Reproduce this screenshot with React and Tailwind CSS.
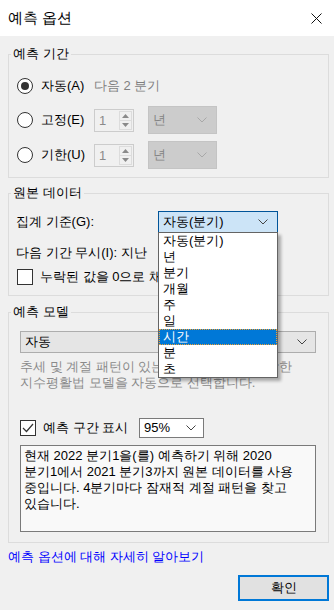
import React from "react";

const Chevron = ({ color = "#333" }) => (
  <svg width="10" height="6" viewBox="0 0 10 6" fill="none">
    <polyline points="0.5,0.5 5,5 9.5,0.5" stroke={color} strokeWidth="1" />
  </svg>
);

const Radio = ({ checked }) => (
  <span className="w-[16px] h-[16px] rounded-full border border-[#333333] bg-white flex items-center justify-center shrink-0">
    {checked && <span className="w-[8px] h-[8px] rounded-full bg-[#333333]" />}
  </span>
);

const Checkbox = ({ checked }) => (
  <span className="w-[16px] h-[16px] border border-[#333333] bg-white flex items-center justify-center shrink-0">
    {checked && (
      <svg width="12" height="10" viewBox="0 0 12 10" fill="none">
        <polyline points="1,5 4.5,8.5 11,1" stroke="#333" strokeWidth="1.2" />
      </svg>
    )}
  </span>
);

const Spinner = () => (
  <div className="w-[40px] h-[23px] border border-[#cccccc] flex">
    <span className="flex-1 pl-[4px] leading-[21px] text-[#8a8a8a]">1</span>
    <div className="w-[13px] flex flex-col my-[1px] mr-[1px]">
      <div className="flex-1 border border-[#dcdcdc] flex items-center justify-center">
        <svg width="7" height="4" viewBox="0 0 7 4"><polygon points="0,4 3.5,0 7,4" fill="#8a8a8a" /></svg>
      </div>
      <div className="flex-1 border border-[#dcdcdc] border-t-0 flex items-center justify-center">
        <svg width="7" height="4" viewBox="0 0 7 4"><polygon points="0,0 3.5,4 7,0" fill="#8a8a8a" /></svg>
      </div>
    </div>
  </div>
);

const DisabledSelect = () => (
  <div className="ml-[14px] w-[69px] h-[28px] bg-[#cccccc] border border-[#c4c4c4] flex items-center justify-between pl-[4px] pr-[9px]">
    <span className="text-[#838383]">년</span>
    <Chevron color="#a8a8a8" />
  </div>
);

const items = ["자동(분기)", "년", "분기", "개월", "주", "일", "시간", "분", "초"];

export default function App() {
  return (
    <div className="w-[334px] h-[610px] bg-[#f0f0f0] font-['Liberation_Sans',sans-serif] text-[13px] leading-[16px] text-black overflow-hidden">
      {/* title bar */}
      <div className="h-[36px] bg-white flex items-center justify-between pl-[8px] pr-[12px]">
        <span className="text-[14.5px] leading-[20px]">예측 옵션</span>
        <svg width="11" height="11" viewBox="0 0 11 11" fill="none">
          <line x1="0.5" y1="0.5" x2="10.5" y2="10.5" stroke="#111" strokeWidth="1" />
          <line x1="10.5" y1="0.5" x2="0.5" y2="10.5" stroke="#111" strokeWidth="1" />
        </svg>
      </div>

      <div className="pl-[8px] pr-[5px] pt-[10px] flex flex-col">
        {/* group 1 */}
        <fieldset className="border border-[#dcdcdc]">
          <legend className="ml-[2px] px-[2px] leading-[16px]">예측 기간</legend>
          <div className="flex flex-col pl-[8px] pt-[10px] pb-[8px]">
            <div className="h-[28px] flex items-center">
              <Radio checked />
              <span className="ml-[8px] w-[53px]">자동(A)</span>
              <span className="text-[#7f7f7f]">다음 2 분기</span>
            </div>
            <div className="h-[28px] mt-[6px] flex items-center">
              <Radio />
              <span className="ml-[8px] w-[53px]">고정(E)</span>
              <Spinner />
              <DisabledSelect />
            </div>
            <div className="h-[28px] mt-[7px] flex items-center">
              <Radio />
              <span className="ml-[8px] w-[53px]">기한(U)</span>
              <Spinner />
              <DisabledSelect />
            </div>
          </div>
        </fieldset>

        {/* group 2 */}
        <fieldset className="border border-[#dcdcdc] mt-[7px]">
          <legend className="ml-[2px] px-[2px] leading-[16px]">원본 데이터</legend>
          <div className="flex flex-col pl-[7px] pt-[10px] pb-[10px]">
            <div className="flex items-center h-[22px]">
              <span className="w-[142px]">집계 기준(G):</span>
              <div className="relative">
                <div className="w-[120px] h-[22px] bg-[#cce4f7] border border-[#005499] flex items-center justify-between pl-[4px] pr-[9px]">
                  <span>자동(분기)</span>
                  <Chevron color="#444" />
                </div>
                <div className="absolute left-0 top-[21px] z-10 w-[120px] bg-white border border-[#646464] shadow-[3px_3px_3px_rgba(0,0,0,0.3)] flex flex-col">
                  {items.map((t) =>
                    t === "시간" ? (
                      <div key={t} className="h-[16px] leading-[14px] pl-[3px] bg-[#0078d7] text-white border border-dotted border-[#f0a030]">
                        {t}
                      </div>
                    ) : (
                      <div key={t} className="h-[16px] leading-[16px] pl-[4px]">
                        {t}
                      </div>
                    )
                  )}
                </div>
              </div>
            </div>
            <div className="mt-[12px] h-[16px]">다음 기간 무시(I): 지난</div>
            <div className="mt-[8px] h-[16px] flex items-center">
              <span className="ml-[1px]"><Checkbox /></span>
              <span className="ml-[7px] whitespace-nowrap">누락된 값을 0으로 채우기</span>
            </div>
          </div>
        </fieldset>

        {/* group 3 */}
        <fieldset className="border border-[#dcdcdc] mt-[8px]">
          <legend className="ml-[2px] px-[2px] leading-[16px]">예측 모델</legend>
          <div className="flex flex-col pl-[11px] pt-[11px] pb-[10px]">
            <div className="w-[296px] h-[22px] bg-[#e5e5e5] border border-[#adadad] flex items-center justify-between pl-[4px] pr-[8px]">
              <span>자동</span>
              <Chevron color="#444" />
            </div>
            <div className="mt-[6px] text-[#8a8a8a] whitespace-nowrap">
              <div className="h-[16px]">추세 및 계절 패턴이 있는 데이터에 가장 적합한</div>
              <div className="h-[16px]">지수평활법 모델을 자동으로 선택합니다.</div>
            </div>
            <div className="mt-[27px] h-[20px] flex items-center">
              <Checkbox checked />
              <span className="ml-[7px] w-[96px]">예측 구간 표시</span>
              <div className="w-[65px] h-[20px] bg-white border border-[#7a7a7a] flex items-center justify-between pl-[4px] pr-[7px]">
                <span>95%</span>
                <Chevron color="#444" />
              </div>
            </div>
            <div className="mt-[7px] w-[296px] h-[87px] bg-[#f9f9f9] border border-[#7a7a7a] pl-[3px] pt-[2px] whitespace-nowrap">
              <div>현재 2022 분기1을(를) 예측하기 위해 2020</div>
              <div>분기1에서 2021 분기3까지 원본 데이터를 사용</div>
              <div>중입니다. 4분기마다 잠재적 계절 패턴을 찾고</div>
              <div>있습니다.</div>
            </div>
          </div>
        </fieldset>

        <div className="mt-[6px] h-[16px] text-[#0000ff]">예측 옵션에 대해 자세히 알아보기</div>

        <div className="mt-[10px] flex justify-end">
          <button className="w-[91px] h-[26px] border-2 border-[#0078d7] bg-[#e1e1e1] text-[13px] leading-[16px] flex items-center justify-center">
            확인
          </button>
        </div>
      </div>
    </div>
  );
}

::::::::

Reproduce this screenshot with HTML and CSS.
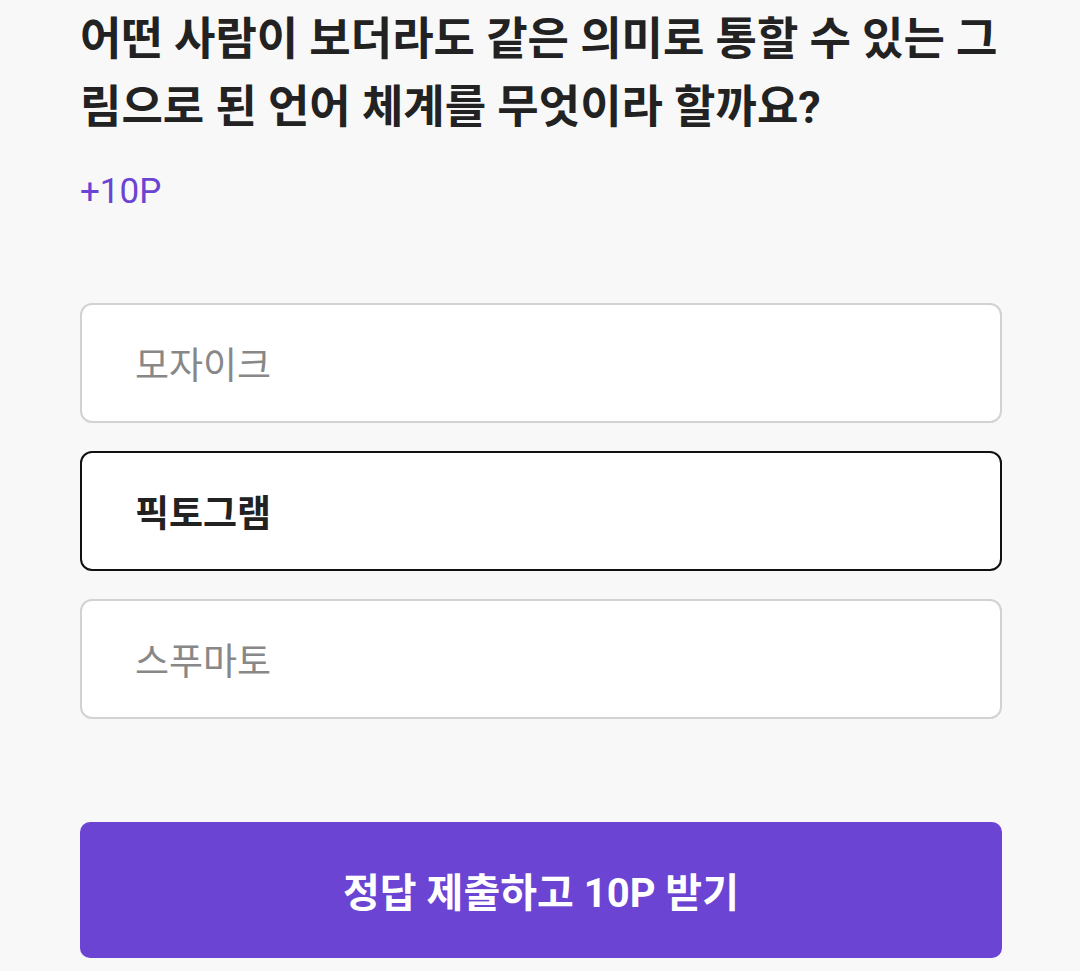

::::::::

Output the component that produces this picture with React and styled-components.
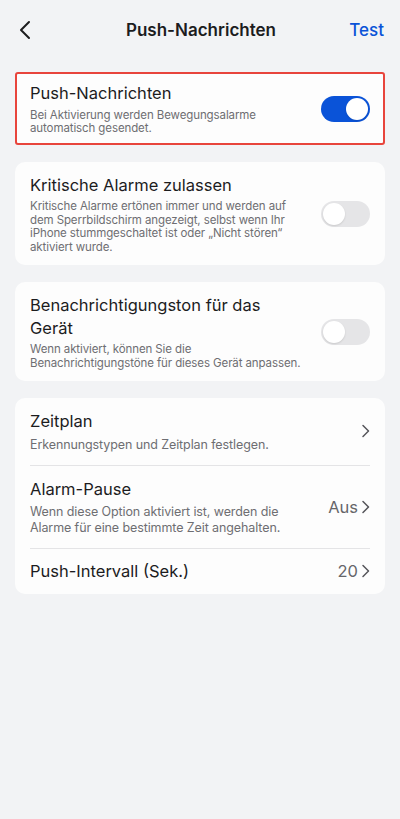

::::::::

**Your objective**
Pictures are not part of the copy. Reproduce the lines from the one containing "Reproduce this screenshot with React" through the one containing "import React from", exactly and nothing more.

**Result below**
Reproduce this screenshot with React and Tailwind CSS.
import React from "react";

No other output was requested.